Question

from the top of a vertical tower the angle of depression of two car in the same straight line with the base of the tower at an instant are found to be 45 degree and 60 degree if the cars are 100m apart and are on the same side of the tower find the height of tower

Answer 1

Refer to the attachments please.

Answer 2

Answer:

The height of tower is 236.602 m

Step-by-step explanation:

Refer the attached figure

AB is the tower

The angle of depression of two car in the same straight line with the base of the tower at an instant are found to be 45 degree and 60 degree i.e. ∠ACB = 60° and ∠ADB = 45°

The cars are 100 m apart i.e.
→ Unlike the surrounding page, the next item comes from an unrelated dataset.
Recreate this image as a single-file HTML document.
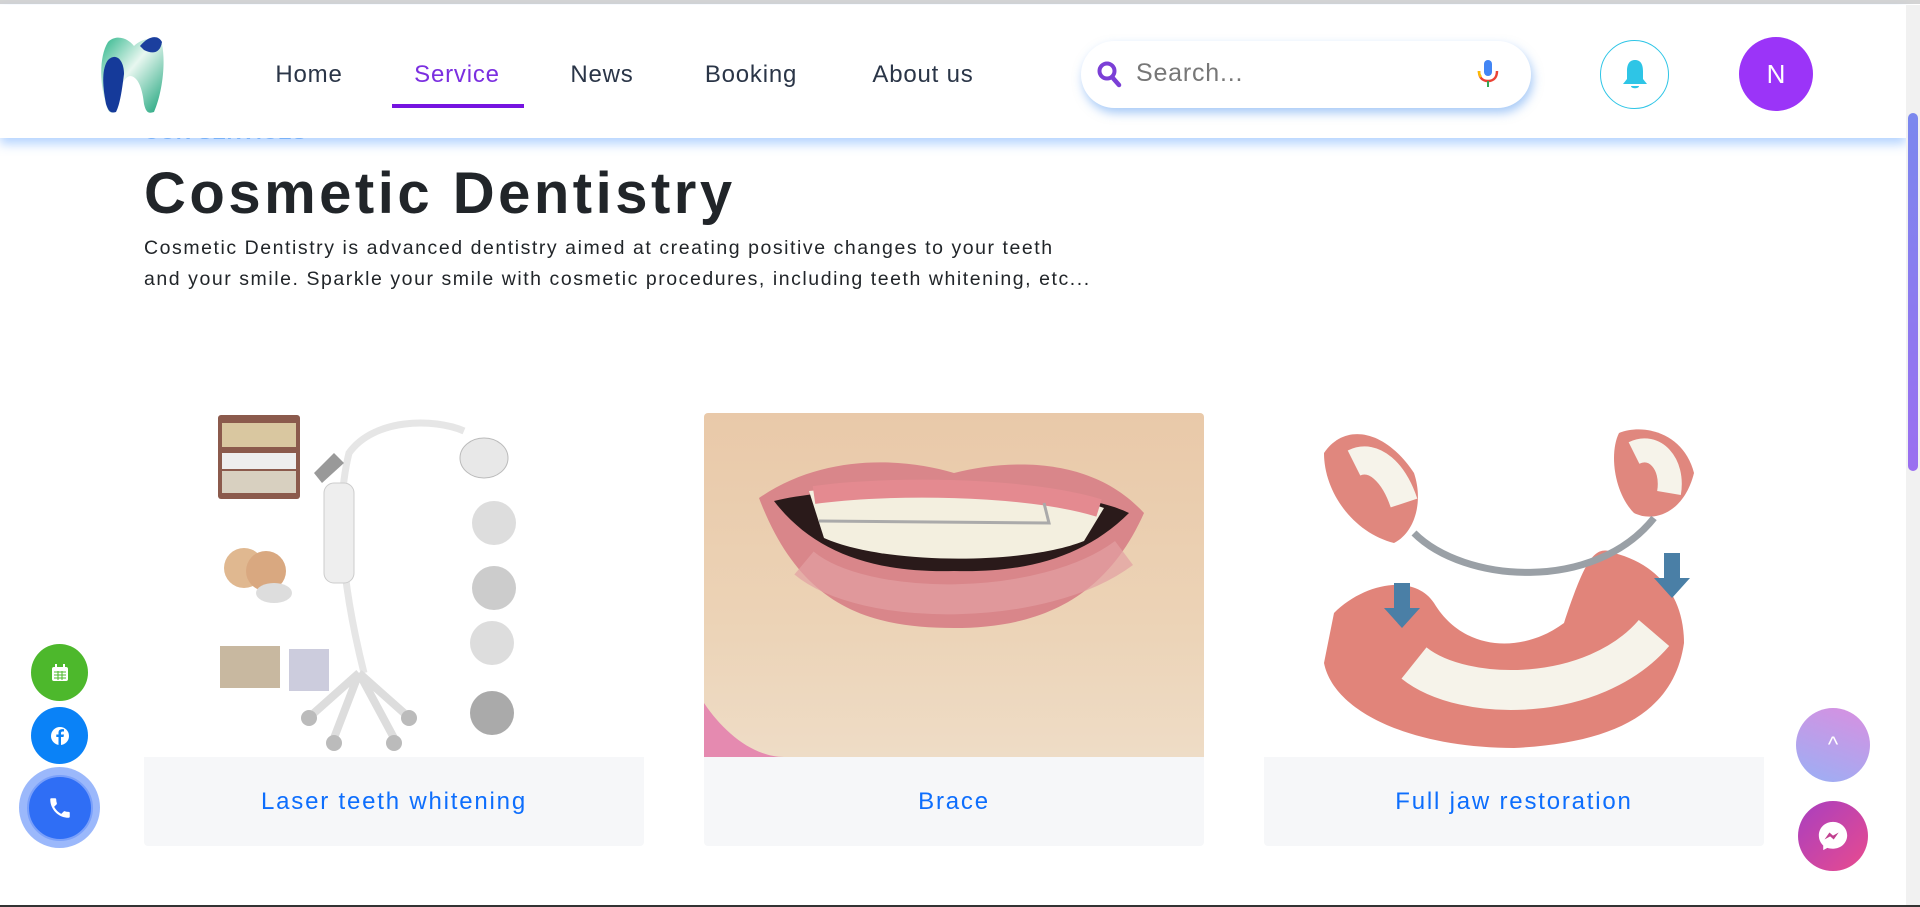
<!DOCTYPE html>
<html><head><meta charset="utf-8"><style>
*{margin:0;padding:0;box-sizing:border-box}
body{width:1920px;height:907px;overflow:hidden;background:#fff;font-family:"Liberation Sans",sans-serif;position:relative}
.abs{position:absolute}
.nav a{position:absolute;top:61px;font-size:24px;color:#2a3547;text-decoration:none;transform:translateX(-50%);white-space:nowrap;letter-spacing:0.8px}
.card{position:absolute;top:413px;width:500px;height:433px}
.card .img{height:344px;overflow:hidden;border-radius:4px 4px 0 0}
.card .lbl{height:89px;background:#f6f7f9;color:#0d6efd;font-size:24px;text-align:center;line-height:89px;border-radius:0 0 4px 4px;letter-spacing:1.8px}
.circ{position:absolute;border-radius:50%;display:flex;align-items:center;justify-content:center}
</style></head><body>
<div class="abs" style="left:0;top:0;width:1920px;height:4px;background:#d4d4d4"></div>
<div class="abs" style="left:144px;top:122px;font-size:20px;font-weight:bold;color:#8fbdf3;letter-spacing:1px">OUR SERVICES</div>
<!-- header -->
<div class="abs" style="left:0;top:5px;width:1906px;height:133px;background:#fff;box-shadow:0 6px 10px rgba(90,160,255,0.45)"></div>
<svg class="abs" style="left:96px;top:34px" width="72" height="80" viewBox="0 0 72 80">
<defs><linearGradient id="g1" x1="0" y1="0" x2="1" y2="1"><stop offset="0" stop-color="#2cb58a"/><stop offset=".45" stop-color="#e8f7f0"/><stop offset="1" stop-color="#1aa37a"/></linearGradient></defs>
<path d="M12 8 C20 0 32 4 38 12 C46 4 60 2 66 10 C70 30 66 60 58 78 C52 80 50 78 48 70 C46 50 40 42 34 42 C26 44 24 56 22 72 C20 80 14 80 12 76 C4 56 2 24 12 8Z" fill="url(#g1)"/>
<path d="M12 26 C20 18 28 26 28 40 C26 56 24 70 20 78 C14 80 12 76 10 70 C6 50 6 34 12 26Z" fill="#153a9a"/>
<path d="M44 12 C52 2 62 0 66 8 C64 20 56 20 48 16Z" fill="#1b3f9e"/>
</svg>
<div class="nav">
<a style="left:309px">Home</a>
<a style="left:457px;color:#7b2fe0">Service</a>
<a style="left:602px">News</a>
<a style="left:751px">Booking</a>
<a style="left:923px">About us</a>
</div>
<div class="abs" style="left:392px;top:104px;width:132px;height:4px;background:#7614e0"></div>
<div class="abs" style="left:1081px;top:41px;width:450px;height:67px;border-radius:34px;background:#fff;box-shadow:2px 5px 10px rgba(80,150,240,0.5)"></div>
<svg class="abs" style="left:1097px;top:61px" width="26" height="28" viewBox="0 0 26 28"><circle cx="10" cy="10" r="7.5" fill="none" stroke="#7b3fd6" stroke-width="4"/><path d="M15 16 L22 24" stroke="#7b3fd6" stroke-width="4.5" stroke-linecap="round"/></svg>
<div class="abs" style="left:1136px;top:59px;font-size:25px;color:#777;letter-spacing:0.8px">Search...</div>
<svg class="abs" style="left:1475px;top:58px" width="26" height="32" viewBox="0 0 26 32"><rect x="9" y="2" width="8" height="16" rx="4" fill="#4285f4"/><path d="M4 13 C4 20 8 23 13 23 C18 23 22 20 22 13" fill="none" stroke="#ea4335" stroke-width="2.5"/><path d="M4 13 C4 16 5 18 6 19" fill="none" stroke="#fbbc05" stroke-width="2.5"/><rect x="12" y="23" width="2" height="6" fill="#34a853"/></svg>
<div class="circ" style="left:1600px;top:40px;width:69px;height:69px;border:1px solid #2ec5e6">
<svg width="30" height="34" viewBox="0 0 30 34"><path d="M15 2 C9 2 7 7 7 13 L7 21 L3 26 L27 26 L23 21 L23 13 C23 7 21 2 15 2Z" fill="#2ec5e6"/><path d="M11 28 L19 28 C19 31 11 31 11 28Z" fill="#2ec5e6"/></svg></div>
<div class="circ" style="left:1739px;top:37px;width:74px;height:74px;background:#9b34f8;color:#fff;font-size:26px">N</div>
<!-- scrollbar -->
<div class="abs" style="left:1906px;top:5px;width:14px;height:900px;background:#f1f1f1"></div>
<div class="abs" style="left:1908px;top:113px;width:10px;height:358px;border-radius:5px;background:linear-gradient(#7b88ee,#9b6ff0)"></div>
<!-- hero -->
<div class="abs" style="left:144px;top:160px;font-size:58px;font-weight:bold;color:#212529;letter-spacing:3.5px;white-space:nowrap">Cosmetic Dentistry</div>
<div class="abs" style="left:144px;top:233px;width:1100px;font-size:19.5px;line-height:31px;color:#212529;letter-spacing:1.55px;white-space:nowrap">Cosmetic Dentistry is advanced dentistry aimed at creating positive changes to your teeth<br>and your smile. Sparkle your smile with cosmetic procedures, including teeth whitening, etc...</div>
<!-- cards -->
<div class="card" style="left:144px"><div class="img" style="background:#fff">
<svg width="500" height="344" viewBox="0 0 500 344">
<rect x="74" y="2" width="82" height="84" rx="3" fill="#8b5a4c"/><rect x="78" y="10" width="74" height="24" fill="#d9c7a0"/><rect x="78" y="40" width="74" height="16" fill="#eee"/><rect x="78" y="58" width="74" height="22" fill="#d8d0c0"/>
<circle cx="100" cy="155" r="20" fill="#e0b890"/><circle cx="122" cy="158" r="20" fill="#d9a880"/><ellipse cx="130" cy="180" rx="18" ry="10" fill="#ddd"/>
<rect x="76" y="233" width="60" height="42" fill="#c8b8a0"/><rect x="145" y="236" width="40" height="42" fill="#ccd"/>
<path d="M220 260 C200 180 190 100 205 40 C230 5 290 5 320 18" fill="none" stroke="#e6e6e6" stroke-width="7"/>
<rect x="180" y="70" width="30" height="100" rx="10" fill="#eee" stroke="#ccc"/>
<path d="M170 60 L190 40 L200 50 L178 70Z" fill="#999"/>
<ellipse cx="340" cy="45" rx="24" ry="20" fill="#e8e8e8" stroke="#bbb"/>
<circle cx="350" cy="110" r="22" fill="#ddd"/><circle cx="350" cy="175" r="22" fill="#ccc"/><circle cx="348" cy="230" r="22" fill="#ddd"/><circle cx="348" cy="300" r="22" fill="#aaa"/>
<path d="M215 260 L170 300 M215 260 L260 300 M215 260 L190 325 M215 260 L250 325" stroke="#ddd" stroke-width="8"/>
<circle cx="165" cy="305" r="8" fill="#bbb"/><circle cx="190" cy="330" r="8" fill="#bbb"/><circle cx="250" cy="330" r="8" fill="#bbb"/><circle cx="265" cy="305" r="8" fill="#bbb"/>
</svg></div><div class="lbl">Laser teeth whitening</div></div>

<div class="card" style="left:704px"><div class="img" style="background:linear-gradient(180deg,#e9c9a9 0%,#ecd3b6 60%,#eedcc6 100%)">
<svg width="500" height="344" viewBox="0 0 500 344">
<path d="M0 290 C20 320 50 344 80 344 L0 344Z" fill="#e58ab0"/>
<path d="M55 85 C120 40 200 45 250 60 C310 45 390 45 440 100 C400 190 330 215 250 215 C160 215 95 190 55 85Z" fill="#d9868a"/>
<path d="M70 88 C140 70 360 68 425 100 C380 145 320 160 250 158 C170 160 110 140 70 88Z" fill="#2a1a1a"/>
<path d="M105 78 C180 70 330 70 400 95 L380 128 C320 152 180 152 120 125Z" fill="#f3efdf"/>
<path d="M110 82 C180 72 320 72 395 95" fill="none" stroke="#e48a90" stroke-width="18"/>
<path d="M115 108 L345 110 L340 90" fill="none" stroke="#aaa" stroke-width="3"/>
<path d="M100 150 C160 200 340 200 420 140" fill="none" stroke="#e3a0a3" stroke-width="30" opacity=".7"/>
</svg></div><div class="lbl">Brace</div></div>

<div class="card" style="left:1264px"><div class="img" style="background:#fff">
<svg width="500" height="344" viewBox="0 0 500 344">
<path d="M60 40 C80 10 120 15 150 60 C160 90 150 120 130 130 C90 120 60 80 60 40Z" fill="#e0877e"/>
<path d="M355 20 C380 10 420 20 430 60 C420 100 390 110 370 100 C350 80 345 40 355 20Z" fill="#e0877e"/>
<path d="M70 200 C100 170 150 160 170 190 C200 240 260 240 300 210 C320 150 330 130 350 140 C390 150 420 180 420 230 C410 300 350 330 250 335 C150 335 70 300 60 250Z" fill="#e1847a"/>
<path d="M150 250 C200 290 330 290 390 220" fill="none" stroke="#f6f3ea" stroke-width="40"/>
<path d="M90 50 C110 40 130 60 140 90" fill="none" stroke="#f6f3ea" stroke-width="28"/>
<path d="M370 40 C390 30 410 50 405 80" fill="none" stroke="#f6f3ea" stroke-width="24"/>
<path d="M150 120 C200 170 330 180 390 105" fill="none" stroke="#9aa0a6" stroke-width="7"/>
<path d="M130 170 L130 195 L120 195 L138 215 L156 195 L146 195 L146 170Z" fill="#4a7fa6"/>
<path d="M400 140 L400 165 L390 165 L408 185 L426 165 L416 165 L416 140Z" fill="#4a7fa6"/>
</svg></div><div class="lbl">Full jaw restoration</div></div>

<!-- floating left -->
<div class="circ" style="left:31px;top:644px;width:57px;height:57px;background:#4db82c"><svg width="20" height="20" viewBox="0 0 20 20"><rect x="2" y="4" width="16" height="14" rx="2" fill="#fff"/><rect x="5" y="1" width="2" height="5" fill="#fff"/><rect x="13" y="1" width="2" height="5" fill="#fff"/><path d="M4 9h12M4 12h12M4 15h12M8 8v9M12 8v9" stroke="#4db82c" stroke-width="1"/></svg></div>
<div class="circ" style="left:31px;top:707px;width:57px;height:57px;background:#0a82f7"><svg width="20" height="20" viewBox="0 0 20 20"><circle cx="10" cy="10" r="9" fill="#fff"/><path d="M11 19 V11 H13.5 L14 8.5 H11 V7 C11 6 11.5 5.5 12.5 5.5 H14 V3.3 C13 3.2 12 3.1 11.5 3.2 C9.5 3.4 8.5 4.6 8.5 6.6 V8.5 H6.3 V11 H8.5 V19Z" fill="#0a82f7"/></svg></div>
<div class="circ" style="left:19px;top:767px;width:81px;height:81px;background:#9bb8fb"><div class="circ" style="position:static;width:66px;height:66px;background:#2f6ef5;border:2px solid #7aa0fa"><svg width="26" height="26" viewBox="0 0 24 24"><path d="M6.6 10.8c1.4 2.8 3.8 5.1 6.6 6.6l2.2-2.2c.3-.3.7-.4 1-.2 1.1.4 2.3.6 3.6.6.6 0 1 .4 1 1V20c0 .6-.4 1-1 1C10.6 21 3 13.4 3 4c0-.6.4-1 1-1h3.5c.6 0 1 .4 1 1 0 1.3.2 2.5.6 3.6.1.3 0 .7-.2 1z" fill="#fff"/></svg></div></div>
<!-- floating right -->
<div class="circ" style="left:1796px;top:708px;width:74px;height:74px;background:linear-gradient(200deg,#d98fe0,#9ab0f5);color:#fff;font-size:22px">^</div>
<div class="circ" style="left:1798px;top:801px;width:70px;height:70px;background:linear-gradient(135deg,#a83fc0,#e94b8e)"><svg width="34" height="34" viewBox="0 0 24 24"><path d="M12 2C6.4 2 2 6.1 2 11.6c0 2.9 1.2 5.4 3.1 7.1V22l2.9-1.6c1.2.4 2.6.6 4 .6 5.6 0 10-4.1 10-9.4S17.6 2 12 2z" fill="#fff"/><path d="M6 14.5l3.5-5 2.5 2.2 4-2.2-3.5 5-2.5-2.2z" fill="#c0408f"/></svg></div>
<div class="abs" style="left:0;top:905px;width:1920px;height:2px;background:#333"></div>
</body></html>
CD = 100 m

Let CB be x

So, DB = DC+CB = 100+x

In ΔABC

$Tan\theta = \frac{Perpendicular}{Base}$

$Tan 60^{\circ}= \frac{AB}{BC}$

$\sqrt{3}= \frac{AB}{x}$

$\sqrt{3}x= AB$   ---1

In ΔABD

$Tan\theta = \frac{Perpendicular}{Base}$

$Tan 45^{\circ}= \frac{AB}{BC}$

$1= \frac{AB}{BD}$

$1= \frac{AB}{100+x}$

$100+x=AB$   ------2

With 1 and 2

$100+x=\sqrt{3}x$

$100=(\sqrt{3}-1)x$

$\frac{100}{(\sqrt{3}-1)}=x$

$136.6025=x$

So, $\sqrt{3}(136.6025)= 236.602 =AB$

Hence the height of tower is 236.602 m